Give the material once more, word for word, without any images.
#### DATA EXTRACT
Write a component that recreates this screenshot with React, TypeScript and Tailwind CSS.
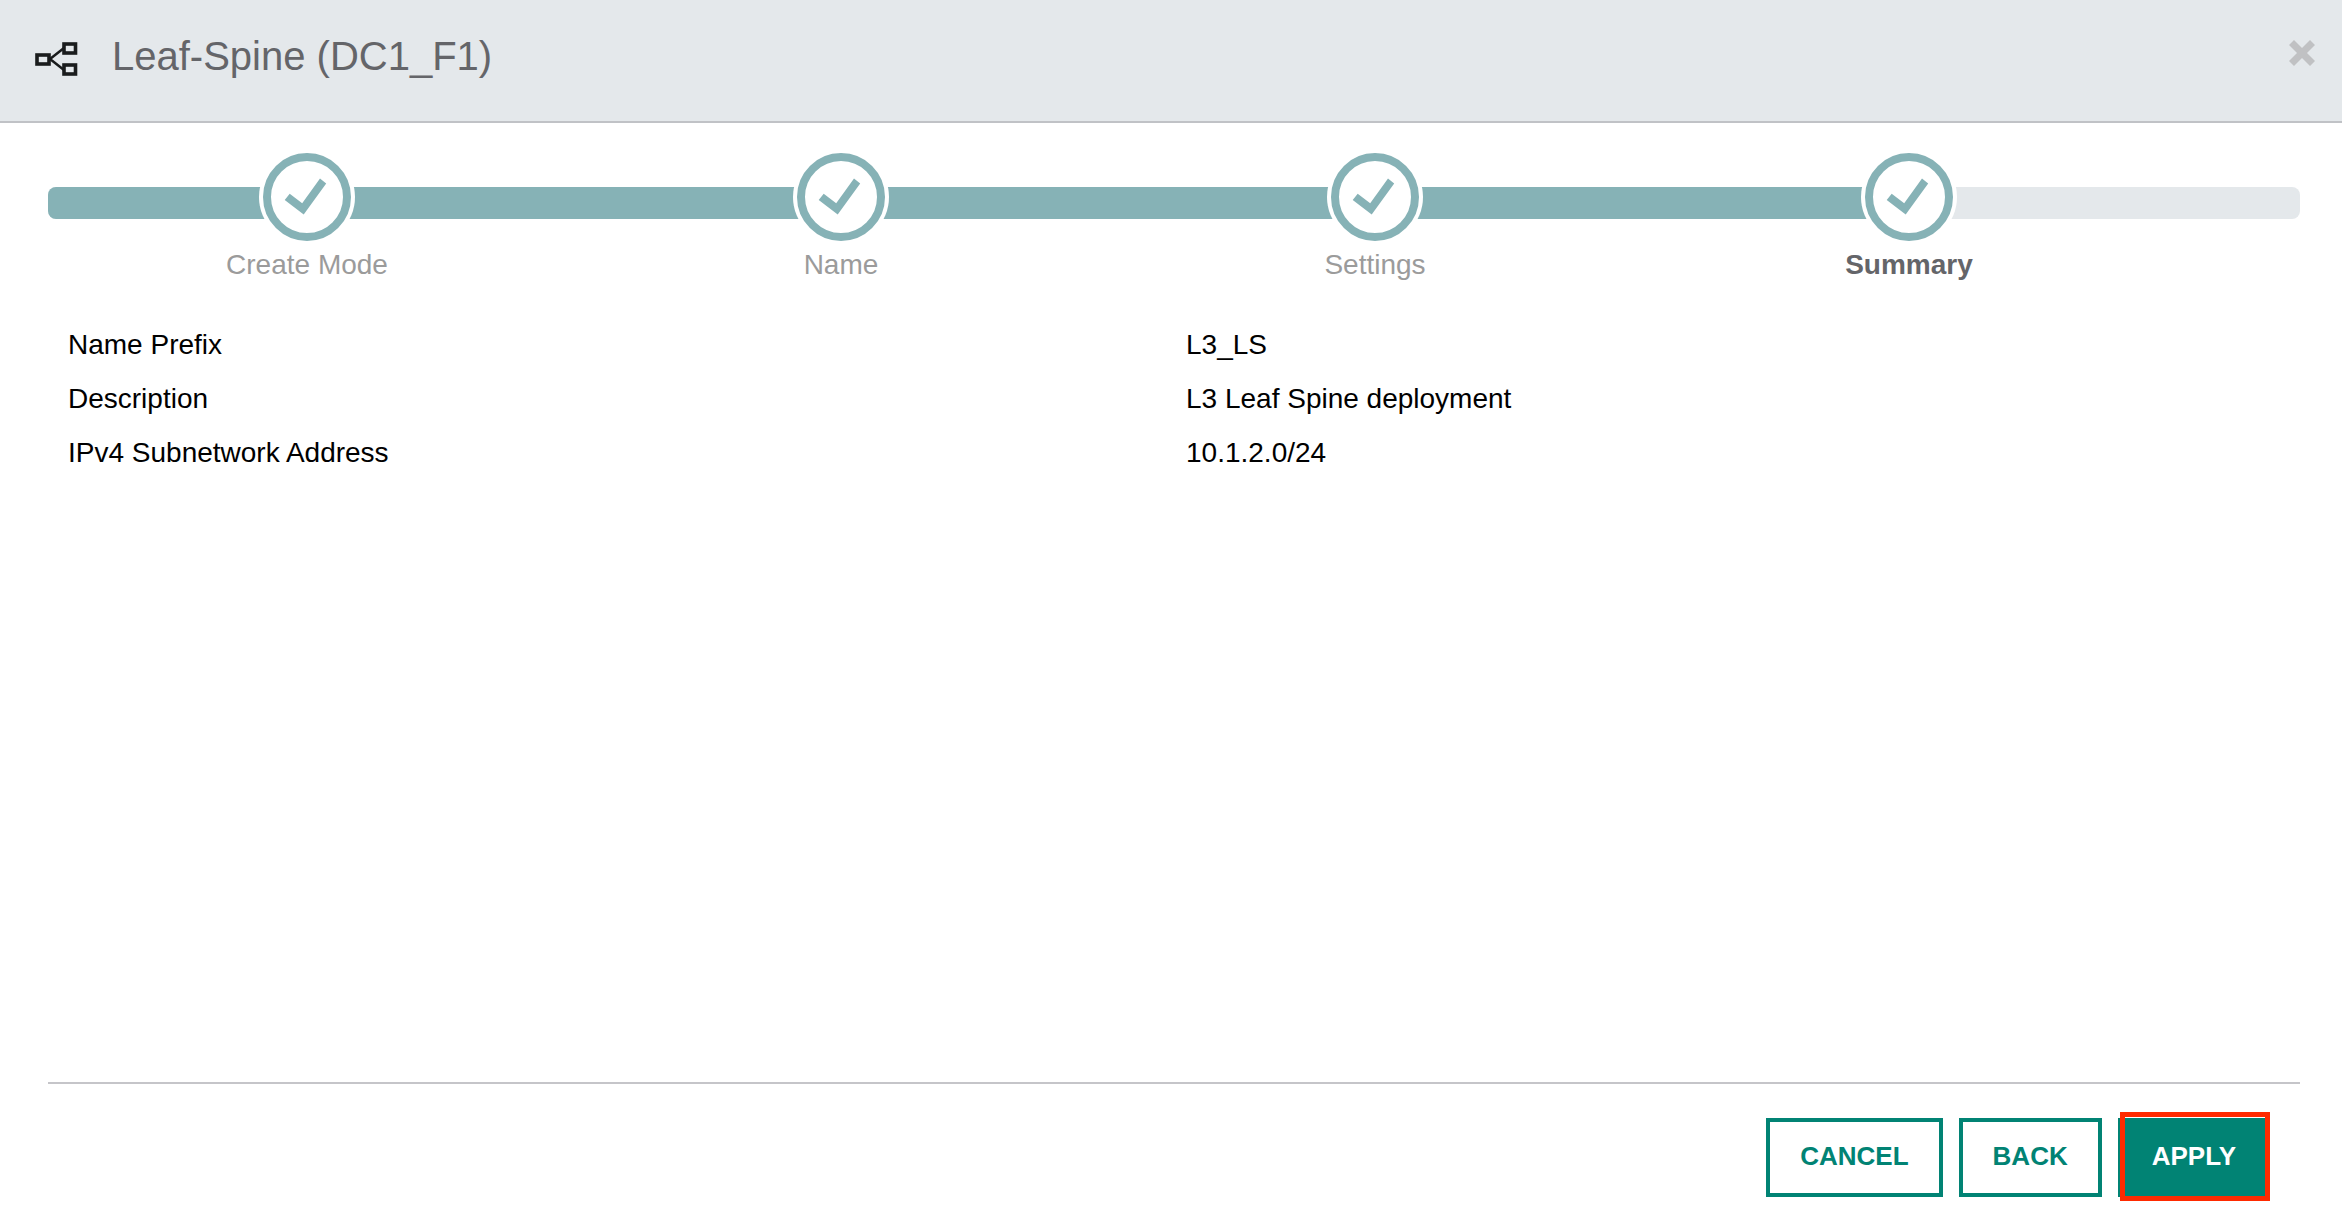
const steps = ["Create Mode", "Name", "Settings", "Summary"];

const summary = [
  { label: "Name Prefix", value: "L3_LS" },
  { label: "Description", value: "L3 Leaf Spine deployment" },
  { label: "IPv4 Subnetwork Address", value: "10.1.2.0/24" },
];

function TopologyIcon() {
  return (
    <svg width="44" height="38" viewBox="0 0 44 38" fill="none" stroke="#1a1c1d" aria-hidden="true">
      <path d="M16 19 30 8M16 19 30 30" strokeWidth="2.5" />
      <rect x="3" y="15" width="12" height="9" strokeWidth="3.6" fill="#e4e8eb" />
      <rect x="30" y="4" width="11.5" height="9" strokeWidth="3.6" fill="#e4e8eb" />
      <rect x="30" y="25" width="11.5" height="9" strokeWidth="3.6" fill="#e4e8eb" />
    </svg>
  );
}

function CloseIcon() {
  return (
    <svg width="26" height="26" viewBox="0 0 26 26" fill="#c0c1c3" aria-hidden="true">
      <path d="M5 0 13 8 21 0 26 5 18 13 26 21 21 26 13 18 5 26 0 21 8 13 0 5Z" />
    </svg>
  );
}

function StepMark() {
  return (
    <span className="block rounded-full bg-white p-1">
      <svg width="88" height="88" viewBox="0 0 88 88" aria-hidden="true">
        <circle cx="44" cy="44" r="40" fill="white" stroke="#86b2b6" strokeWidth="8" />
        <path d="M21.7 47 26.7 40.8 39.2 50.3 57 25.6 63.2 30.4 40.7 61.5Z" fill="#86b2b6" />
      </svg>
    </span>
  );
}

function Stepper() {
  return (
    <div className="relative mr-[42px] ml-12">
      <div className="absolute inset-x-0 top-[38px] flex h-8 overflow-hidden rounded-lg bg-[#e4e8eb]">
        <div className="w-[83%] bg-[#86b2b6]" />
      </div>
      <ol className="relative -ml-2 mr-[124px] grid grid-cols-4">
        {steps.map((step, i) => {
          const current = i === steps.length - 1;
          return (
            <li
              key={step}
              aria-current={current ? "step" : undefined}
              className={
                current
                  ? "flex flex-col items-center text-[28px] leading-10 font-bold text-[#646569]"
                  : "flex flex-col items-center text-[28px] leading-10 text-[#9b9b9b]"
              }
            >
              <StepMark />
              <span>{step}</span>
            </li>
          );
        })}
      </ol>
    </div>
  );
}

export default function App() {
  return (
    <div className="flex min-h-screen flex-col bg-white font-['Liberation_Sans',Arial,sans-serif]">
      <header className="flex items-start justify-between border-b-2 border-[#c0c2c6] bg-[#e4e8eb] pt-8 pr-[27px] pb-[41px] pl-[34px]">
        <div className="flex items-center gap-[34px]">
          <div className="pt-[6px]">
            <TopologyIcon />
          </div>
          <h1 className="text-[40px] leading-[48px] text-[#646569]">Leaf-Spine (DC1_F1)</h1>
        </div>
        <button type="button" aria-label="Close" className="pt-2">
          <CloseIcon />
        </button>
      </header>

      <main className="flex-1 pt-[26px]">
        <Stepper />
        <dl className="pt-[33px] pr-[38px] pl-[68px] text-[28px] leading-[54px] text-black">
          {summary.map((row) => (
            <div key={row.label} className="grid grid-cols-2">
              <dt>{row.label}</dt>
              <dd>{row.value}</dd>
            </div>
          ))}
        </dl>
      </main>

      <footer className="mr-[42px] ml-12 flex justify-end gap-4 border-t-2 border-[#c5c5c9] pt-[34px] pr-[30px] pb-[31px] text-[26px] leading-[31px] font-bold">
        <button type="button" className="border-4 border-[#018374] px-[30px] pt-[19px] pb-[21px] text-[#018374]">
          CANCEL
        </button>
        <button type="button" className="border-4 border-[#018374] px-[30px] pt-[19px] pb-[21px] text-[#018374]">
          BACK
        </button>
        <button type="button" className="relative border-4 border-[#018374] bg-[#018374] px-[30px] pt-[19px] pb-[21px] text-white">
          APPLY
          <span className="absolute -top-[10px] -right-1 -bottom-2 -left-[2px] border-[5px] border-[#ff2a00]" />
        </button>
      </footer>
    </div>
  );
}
########
=== EXERCISE RESPONSE ===
Write a component that recreates this screenshot with React, TypeScript and Tailwind CSS.
const steps = ["Create Mode", "Name", "Settings", "Summary"];

const summary = [
  { label: "Name Prefix", value: "L3_LS" },
  { label: "Description", value: "L3 Leaf Spine deployment" },
  { label: "IPv4 Subnetwork Address", value: "10.1.2.0/24" },
];

function TopologyIcon() {
  return (
    <svg width="44" height="38" viewBox="0 0 44 38" fill="none" stroke="#1a1c1d" aria-hidden="true">
      <path d="M16 19 30 8M16 19 30 30" strokeWidth="2.5" />
      <rect x="3" y="15" width="12" height="9" strokeWidth="3.6" fill="#e4e8eb" />
      <rect x="30" y="4" width="11.5" height="9" strokeWidth="3.6" fill="#e4e8eb" />
      <rect x="30" y="25" width="11.5" height="9" strokeWidth="3.6" fill="#e4e8eb" />
    </svg>
  );
}

function CloseIcon() {
  return (
    <svg width="26" height="26" viewBox="0 0 26 26" fill="#c0c1c3" aria-hidden="true">
      <path d="M5 0 13 8 21 0 26 5 18 13 26 21 21 26 13 18 5 26 0 21 8 13 0 5Z" />
    </svg>
  );
}

function StepMark() {
  return (
    <span className="block rounded-full bg-white p-1">
      <svg width="88" height="88" viewBox="0 0 88 88" aria-hidden="true">
        <circle cx="44" cy="44" r="40" fill="white" stroke="#86b2b6" strokeWidth="8" />
        <path d="M21.7 47 26.7 40.8 39.2 50.3 57 25.6 63.2 30.4 40.7 61.5Z" fill="#86b2b6" />
      </svg>
    </span>
  );
}

function Stepper() {
  return (
    <div className="relative mr-[42px] ml-12">
      <div className="absolute inset-x-0 top-[38px] flex h-8 overflow-hidden rounded-lg bg-[#e4e8eb]">
        <div className="w-[83%] bg-[#86b2b6]" />
      </div>
      <ol className="relative -ml-2 mr-[124px] grid grid-cols-4">
        {steps.map((step, i) => {
          const current = i === steps.length - 1;
          return (
            <li
              key={step}
              aria-current={current ? "step" : undefined}
              className={
                current
                  ? "flex flex-col items-center text-[28px] leading-10 font-bold text-[#646569]"
                  : "flex flex-col items-center text-[28px] leading-10 text-[#9b9b9b]"
              }
            >
              <StepMark />
              <span>{step}</span>
            </li>
          );
        })}
      </ol>
    </div>
  );
}

export default function App() {
  return (
    <div className="flex min-h-screen flex-col bg-white font-['Liberation_Sans',Arial,sans-serif]">
      <header className="flex items-start justify-between border-b-2 border-[#c0c2c6] bg-[#e4e8eb] pt-8 pr-[27px] pb-[41px] pl-[34px]">
        <div className="flex items-center gap-[34px]">
          <div className="pt-[6px]">
            <TopologyIcon />
          </div>
          <h1 className="text-[40px] leading-[48px] text-[#646569]">Leaf-Spine (DC1_F1)</h1>
        </div>
        <button type="button" aria-label="Close" className="pt-2">
          <CloseIcon />
        </button>
      </header>

      <main className="flex-1 pt-[26px]">
        <Stepper />
        <dl className="pt-[33px] pr-[38px] pl-[68px] text-[28px] leading-[54px] text-black">
          {summary.map((row) => (
            <div key={row.label} className="grid grid-cols-2">
              <dt>{row.label}</dt>
              <dd>{row.value}</dd>
            </div>
          ))}
        </dl>
      </main>

      <footer className="mr-[42px] ml-12 flex justify-end gap-4 border-t-2 border-[#c5c5c9] pt-[34px] pr-[30px] pb-[31px] text-[26px] leading-[31px] font-bold">
        <button type="button" className="border-4 border-[#018374] px-[30px] pt-[19px] pb-[21px] text-[#018374]">
          CANCEL
        </button>
        <button type="button" className="border-4 border-[#018374] px-[30px] pt-[19px] pb-[21px] text-[#018374]">
          BACK
        </button>
        <button type="button" className="relative border-4 border-[#018374] bg-[#018374] px-[30px] pt-[19px] pb-[21px] text-white">
          APPLY
          <span className="absolute -top-[10px] -right-1 -bottom-2 -left-[2px] border-[5px] border-[#ff2a00]" />
        </button>
      </footer>
    </div>
  );
}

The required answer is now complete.